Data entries
════════════════════

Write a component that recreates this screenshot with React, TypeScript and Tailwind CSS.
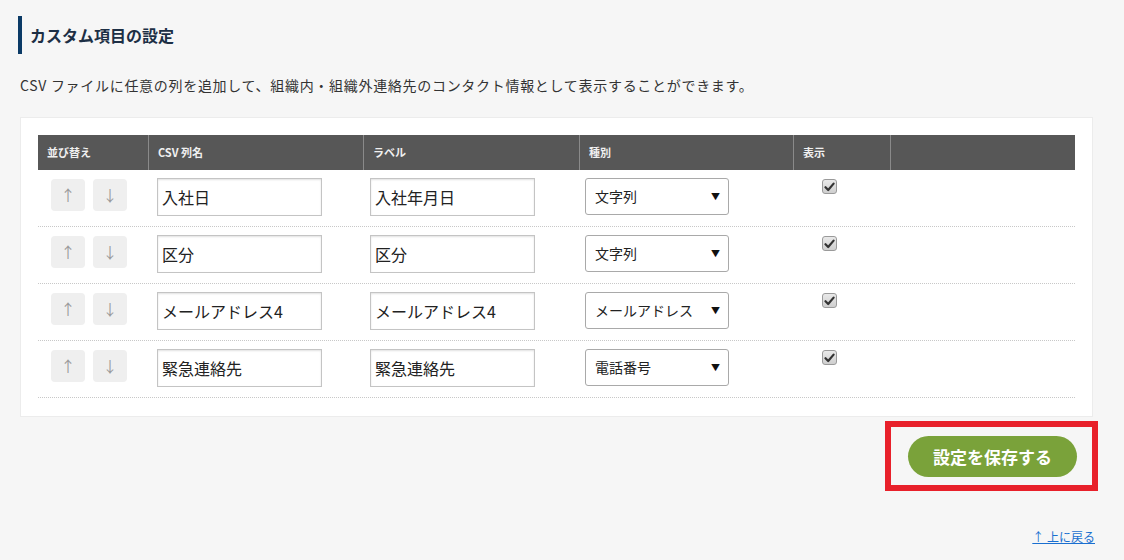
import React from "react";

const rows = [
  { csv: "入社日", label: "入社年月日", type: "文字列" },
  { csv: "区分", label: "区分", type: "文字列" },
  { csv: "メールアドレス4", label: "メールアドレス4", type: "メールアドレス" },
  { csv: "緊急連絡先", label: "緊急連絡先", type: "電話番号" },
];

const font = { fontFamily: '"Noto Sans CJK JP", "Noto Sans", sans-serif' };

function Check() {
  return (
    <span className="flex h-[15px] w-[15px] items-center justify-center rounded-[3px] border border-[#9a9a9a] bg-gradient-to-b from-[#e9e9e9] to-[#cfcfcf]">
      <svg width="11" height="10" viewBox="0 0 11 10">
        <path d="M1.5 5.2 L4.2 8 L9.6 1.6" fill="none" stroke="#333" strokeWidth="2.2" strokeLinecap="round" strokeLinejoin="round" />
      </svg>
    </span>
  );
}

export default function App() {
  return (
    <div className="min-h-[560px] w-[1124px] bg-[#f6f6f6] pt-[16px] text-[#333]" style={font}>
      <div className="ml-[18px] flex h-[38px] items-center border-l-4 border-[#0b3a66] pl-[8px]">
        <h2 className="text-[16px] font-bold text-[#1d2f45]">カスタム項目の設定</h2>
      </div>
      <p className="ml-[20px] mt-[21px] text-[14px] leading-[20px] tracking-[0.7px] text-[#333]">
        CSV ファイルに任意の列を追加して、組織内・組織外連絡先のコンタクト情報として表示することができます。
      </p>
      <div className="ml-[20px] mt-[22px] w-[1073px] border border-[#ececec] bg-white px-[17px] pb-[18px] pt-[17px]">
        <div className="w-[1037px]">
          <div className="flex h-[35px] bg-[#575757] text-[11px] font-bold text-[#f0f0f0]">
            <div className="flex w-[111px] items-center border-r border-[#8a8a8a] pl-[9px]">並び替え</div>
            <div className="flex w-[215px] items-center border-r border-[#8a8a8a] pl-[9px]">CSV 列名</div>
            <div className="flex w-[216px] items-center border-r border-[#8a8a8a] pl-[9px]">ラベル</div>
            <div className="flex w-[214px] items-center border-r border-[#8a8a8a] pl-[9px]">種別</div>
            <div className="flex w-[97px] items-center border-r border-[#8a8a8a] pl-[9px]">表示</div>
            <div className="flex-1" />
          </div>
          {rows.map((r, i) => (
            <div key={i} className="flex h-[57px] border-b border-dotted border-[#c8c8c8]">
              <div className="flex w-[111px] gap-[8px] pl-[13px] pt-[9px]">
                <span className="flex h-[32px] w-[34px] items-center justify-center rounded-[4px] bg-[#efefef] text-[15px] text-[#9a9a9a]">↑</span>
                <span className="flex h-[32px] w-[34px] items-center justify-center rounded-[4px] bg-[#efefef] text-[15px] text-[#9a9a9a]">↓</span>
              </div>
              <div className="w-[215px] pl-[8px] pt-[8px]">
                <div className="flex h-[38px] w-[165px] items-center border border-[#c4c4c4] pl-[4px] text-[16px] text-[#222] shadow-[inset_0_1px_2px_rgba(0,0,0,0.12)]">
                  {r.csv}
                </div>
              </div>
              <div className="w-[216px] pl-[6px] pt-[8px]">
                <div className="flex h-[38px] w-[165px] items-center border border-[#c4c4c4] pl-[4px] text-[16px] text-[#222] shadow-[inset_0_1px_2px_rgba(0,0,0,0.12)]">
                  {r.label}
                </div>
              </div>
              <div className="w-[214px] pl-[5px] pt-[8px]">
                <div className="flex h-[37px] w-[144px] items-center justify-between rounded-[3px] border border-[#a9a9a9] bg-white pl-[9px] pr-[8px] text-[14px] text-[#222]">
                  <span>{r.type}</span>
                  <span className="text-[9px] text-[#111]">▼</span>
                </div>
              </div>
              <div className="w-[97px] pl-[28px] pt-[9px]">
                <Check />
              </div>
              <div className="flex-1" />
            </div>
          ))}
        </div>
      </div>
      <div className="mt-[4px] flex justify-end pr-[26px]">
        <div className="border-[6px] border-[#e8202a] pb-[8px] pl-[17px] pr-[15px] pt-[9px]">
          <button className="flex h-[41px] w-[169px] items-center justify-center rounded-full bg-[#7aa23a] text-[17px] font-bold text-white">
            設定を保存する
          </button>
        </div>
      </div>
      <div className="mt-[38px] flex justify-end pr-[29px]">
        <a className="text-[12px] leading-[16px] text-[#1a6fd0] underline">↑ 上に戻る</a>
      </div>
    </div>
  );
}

════════════════════

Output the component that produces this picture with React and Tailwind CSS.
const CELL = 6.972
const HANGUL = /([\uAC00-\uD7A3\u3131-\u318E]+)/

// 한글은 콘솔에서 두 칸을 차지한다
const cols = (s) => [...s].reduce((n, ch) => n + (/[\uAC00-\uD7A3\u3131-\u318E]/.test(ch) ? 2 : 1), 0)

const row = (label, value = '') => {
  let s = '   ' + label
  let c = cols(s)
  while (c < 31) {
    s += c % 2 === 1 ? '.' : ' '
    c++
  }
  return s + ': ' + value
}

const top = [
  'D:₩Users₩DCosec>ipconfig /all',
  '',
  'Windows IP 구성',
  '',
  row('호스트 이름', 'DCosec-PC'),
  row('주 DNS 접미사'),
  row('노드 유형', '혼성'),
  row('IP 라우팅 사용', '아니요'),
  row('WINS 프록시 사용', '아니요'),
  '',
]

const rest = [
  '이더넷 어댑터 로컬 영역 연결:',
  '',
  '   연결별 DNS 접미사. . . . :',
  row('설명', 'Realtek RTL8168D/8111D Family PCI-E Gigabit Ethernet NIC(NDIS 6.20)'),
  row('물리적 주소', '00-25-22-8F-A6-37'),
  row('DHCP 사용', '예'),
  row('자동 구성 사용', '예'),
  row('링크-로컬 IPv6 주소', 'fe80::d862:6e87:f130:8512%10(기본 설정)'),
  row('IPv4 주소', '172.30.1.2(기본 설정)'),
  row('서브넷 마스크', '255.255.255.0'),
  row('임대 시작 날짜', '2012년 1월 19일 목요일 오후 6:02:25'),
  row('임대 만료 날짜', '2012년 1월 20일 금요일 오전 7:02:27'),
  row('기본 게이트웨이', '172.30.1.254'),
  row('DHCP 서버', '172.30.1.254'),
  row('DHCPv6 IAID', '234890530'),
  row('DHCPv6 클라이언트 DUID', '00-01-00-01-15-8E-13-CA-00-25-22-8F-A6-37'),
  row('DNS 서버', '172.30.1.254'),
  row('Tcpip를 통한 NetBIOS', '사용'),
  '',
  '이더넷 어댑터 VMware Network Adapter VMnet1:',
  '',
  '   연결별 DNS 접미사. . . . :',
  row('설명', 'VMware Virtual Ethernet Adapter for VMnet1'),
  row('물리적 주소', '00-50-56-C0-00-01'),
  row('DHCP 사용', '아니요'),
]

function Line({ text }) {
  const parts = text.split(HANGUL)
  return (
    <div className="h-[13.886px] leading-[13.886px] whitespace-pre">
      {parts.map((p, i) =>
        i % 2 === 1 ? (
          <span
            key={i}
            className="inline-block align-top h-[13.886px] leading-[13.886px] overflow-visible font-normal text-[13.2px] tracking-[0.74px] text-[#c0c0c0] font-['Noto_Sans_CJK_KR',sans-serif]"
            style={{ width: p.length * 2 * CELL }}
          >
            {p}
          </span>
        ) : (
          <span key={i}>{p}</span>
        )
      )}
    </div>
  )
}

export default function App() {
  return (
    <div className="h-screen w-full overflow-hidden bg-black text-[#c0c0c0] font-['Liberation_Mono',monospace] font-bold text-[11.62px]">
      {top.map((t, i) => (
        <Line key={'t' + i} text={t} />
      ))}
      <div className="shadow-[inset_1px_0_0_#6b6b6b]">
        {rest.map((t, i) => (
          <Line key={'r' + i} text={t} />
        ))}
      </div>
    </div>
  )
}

════════════════════

== Task description ==
Above are records; repeat only the lines starting at the line with "Output the component" and ending at the line with "const cols = (s)", exactly as they appear, both included.

== Output below ==
Output the component that produces this picture with React and Tailwind CSS.
const CELL = 6.972
const HANGUL = /([\uAC00-\uD7A3\u3131-\u318E]+)/

// 한글은 콘솔에서 두 칸을 차지한다
const cols = (s) => [...s].reduce((n, ch) => n + (/[\uAC00-\uD7A3\u3131-\u318E]/.test(ch) ? 2 : 1), 0)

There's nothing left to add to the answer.